So we have our api, nice and decoupled, but as things stand now, anyone (that can login) is able to modify the existing data and see all of it. I would not want to use a system where everyone can see all my clients and projects. We will fix that but before we get to it, an interlude.
You are probably wondering "What's up with that, where does that role come from and why this hardcoded $JWT
token just works on my system? It does not seem very secure to me.".
Well, there is nothing magic about it, the webuser
role is defined in sql/global/roles.sql
and for this tutorial it suits us just fine, we only need to differentiate between logged in users (webuser) and the rest (anonymous). Although you can use specific roles to mean specific users (alice, bob) you'll probably use database roles to mean groups of users (admin,employee,customer). Notice how in the users
table we have a column user_type
and it's value is webuser
.
Now about the mystery JWT
token. I was only able to generate a valid token (that does not expire) because I knew the secret with which Sub0 is started (which is secret
and is defined in .env
). Head over to jwt.io site and paste in the token
eyJhbGciOiJIUzI1NiIsInR5cCI6IkpXVCJ9.eyJ1c2VyX2lkIjoxLCJyb2xlIjoid2VidXNlciJ9.vAN3uJSleb2Yj8RVPRsb1UBkokqmKlfl6lJ2bg3JfFg
You will see it's payload decoded
{
"user_id": 1,
"role": "webuser"
}
We use the information in the jwt payload to see who is making the request.

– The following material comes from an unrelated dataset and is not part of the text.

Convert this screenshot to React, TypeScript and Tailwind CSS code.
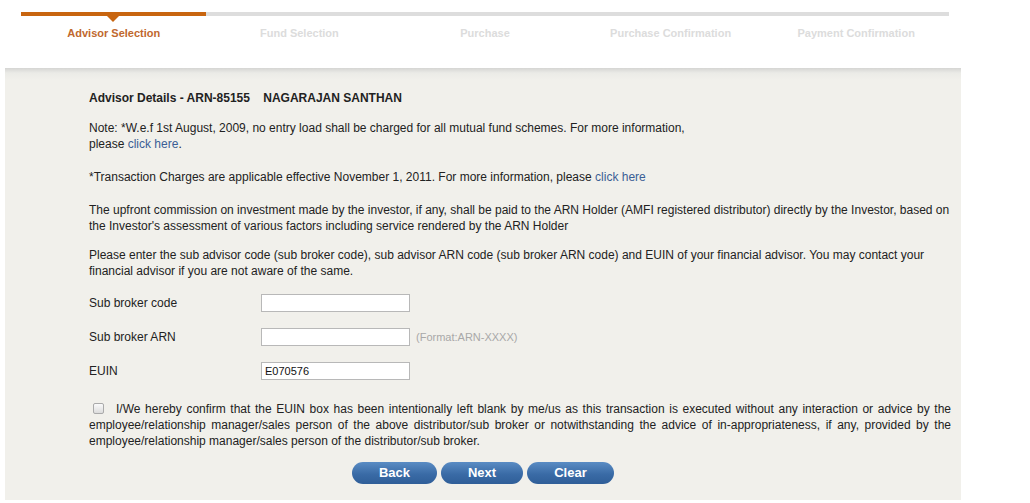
const steps = [
  "Advisor Selection",
  "Fund Selection",
  "Purchase",
  "Purchase Confirmation",
  "Payment Confirmation",
];

const Stepper = () => (
  <div className="ml-[21px] w-[928px] pt-[12px]">
    <div className="flex h-[4px]">
      <div className="relative w-[185px] bg-[#c8650f]">
        <div className="absolute left-[86px] top-[4px] h-0 w-0 border-x-[6px] border-t-[6px] border-x-transparent border-t-[#c8650f]" />
      </div>
      <div className="flex-1 bg-[#dddddd]" />
    </div>
    <div className="grid grid-cols-5 pt-[10px]">
      {steps.map((s, i) => (
        <div
          key={s}
          className={`text-center text-[11px] font-bold leading-[14px] ${i === 0 ? "text-[#c0682e]" : "text-[#dcdcdc]"}`}
        >
          {s}
        </div>
      ))}
    </div>
  </div>
);

const Field = ({ label, value, hint }: { label: string; value?: string; hint?: string }) => (
  <div className="flex h-[34px] items-center">
    <span className="w-[172px]">{label}</span>
    <input
      readOnly
      value={value ?? ""}
      className="h-[18px] w-[149px] border border-[#b8b8b8] bg-white px-[3px] text-[11px] text-[#111] outline-none"
    />
    {hint && <span className="ml-[6px] text-[11px] text-[#a8a8a8]">{hint}</span>}
  </div>
);

export default function App() {
  return (
    <div className="min-h-[503px] bg-white font-['Liberation_Sans',Arial,sans-serif] text-[12px] text-[#222]">
      <Stepper />
      <div className="ml-[5px] mt-[28px] w-[956px] bg-[#f1f0eb] bg-[linear-gradient(to_bottom,#d5d5d3_0px,#ebebe7_5px,#f1f0eb_12px)] pb-[16px] pl-[84px] pr-[10px] pt-[22px] leading-[16px]">
        <p className="font-bold">
          Advisor Details - ARN-85155&nbsp;&nbsp;&nbsp; NAGARAJAN SANTHAN
        </p>
        <p className="mt-[14px]">
          Note: *W.e.f 1st August, 2009, no entry load shall be charged for all mutual fund schemes. For more information,
          <br />
          please <a className="text-[#3b5e95]">click here</a>.
        </p>
        <p className="mt-[17px]">
          *Transaction Charges are applicable effective November 1, 2011. For more information, please{" "}
          <a className="text-[#3b5e95]">click here</a>
        </p>
        <p className="mt-[17px]">
          The upfront commission on investment made by the investor, if any, shall be paid to the ARN Holder (AMFI registered distributor) directly by the Investor, based on the Investor's assessment of various factors including service rendered by the ARN Holder
        </p>
        <p className="mt-[13px]">
          Please enter the sub advisor code (sub broker code), sub advisor ARN code (sub broker ARN code) and EUIN of your financial advisor. You may contact your financial advisor if you are not aware of the same.
        </p>
        <div className="mt-[7px]">
          <Field label="Sub broker code" />
          <Field label="Sub broker ARN" hint="(Format:ARN-XXXX)" />
          <Field label="EUIN" value="E070576" />
        </div>
        <p className="mt-[13px] text-justify">
          <span className="mr-[12px] ml-[4px] inline-block h-[11px] w-[11px] translate-y-[1px] rounded-[2px] border border-[#aaa] bg-[linear-gradient(to_bottom,#fafafa,#dcdcdc)]" />
          I/We hereby confirm that the EUIN box has been intentionally left blank by me/us as this transaction is executed without any interaction or advice by the employee/relationship manager/sales person of the above distributor/sub broker or notwithstanding the advice of in-appropriateness, if any, provided by the employee/relationship manager/sales person of the distributor/sub broker.
        </p>
        <div className="mt-[13px] flex justify-center gap-[4px] pr-[74px]">
          {["Back", "Next", "Clear"].map((b) => (
            <button
              key={b}
              className={`h-[22px] ${b === "Next" ? "w-[82px]" : b === "Back" ? "w-[85px]" : "w-[87px]"} rounded-full bg-[linear-gradient(to_bottom,#5a8cc4,#3a6ba6_55%,#2f5e98)] text-[13px] font-bold text-white`}
            >
              {b}
            </button>
          ))}
        </div>
      </div>
    </div>
  );
}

It's important to understand that anyone can look at the JWT payload, it's just a base64 encoded string (so don't put sensitive data inside it) but they can not alter it's payload without knowing the secret.
The jwt's can be easily generated, even inside the database, check out the login function sql/api/login.sql
, look at how simple and clear is that code.
We left things in the state of every logged in user having access to all the data rows in the main tables (through views).
So let's fix that. For this we'll use a feature introduced in PostgreSQL 9.5 called "Row Level Security", RLS for short.
Before we start defining policies for each of the tables, because the users are accessing the data in the tables through views in the api
schema, we will need to explicitly specify the owner of the view.
This is needed because when someone accesses a table with policies through a view, the current_user
switches from the (database) logged in role to the role of the view owner.
Edit the api views and add the respective lines
-- sql/api/clients.sql
...
alter view api.clients owner to api_users;
-- sql/api/projects.sql
...
alter view api.projects owner to api_users;
-- sql/api/tasks.sql
...
alter view api.tasks owner to api_users;
-- sql/api/comments.sql
...
alter view api.comments owner to api_users;
Just as with the webuser
, api_users
is a simple role defined in sql/global/roles.sql
Now we get to the interesting part, defining the policies for each table and we'll use the information contained in the JWT token to restrict the rows a user can access
-- sql/data/clients.sql
...
alter table data.clients enable row level security;
grant select, insert, update, delete on data.clients to api_users;
create policy access_own_rows on data.clients to api_users, webuser
using ( util.current_role() = 'webuser' and util.app_user_id() = user_id )
with check ( util.current_role() = 'webuser' and util.app_user_id() = user_id);
-- sql/data/projects.sql
...
alter table data.projects enable row level security;
grant select, insert, update, delete on data.projects to api_users;
create policy access_own_rows on data.projects to api_users, webuser
using ( util.current_role() = 'webuser' and util.app_user_id() = user_id )
with check ( util.current_role() = 'webuser' and util.app_user_id() = user_id);
-- sql/data/tasks.sql
...
alter table data.tasks enable row level security;
grant select, insert, update, delete on data.tasks to api_users;
create policy access_own_rows on data.tasks to api_users, webuser
using ( util.current_role() = 'webuser' and util.app_user_id() = user_id )
with check ( util.current_role() = 'webuser' and util.app_user_id() = user_id);
-- sql/data/project_comments.sql
...
alter table data.project_comments enable row level security;
grant select, insert, update, delete on data.project_comments to api_users;
create policy access_own_rows on data.project_comments to api_users, webuser
using ( util.current_role() = 'webuser' and util.app_user_id() = user_id )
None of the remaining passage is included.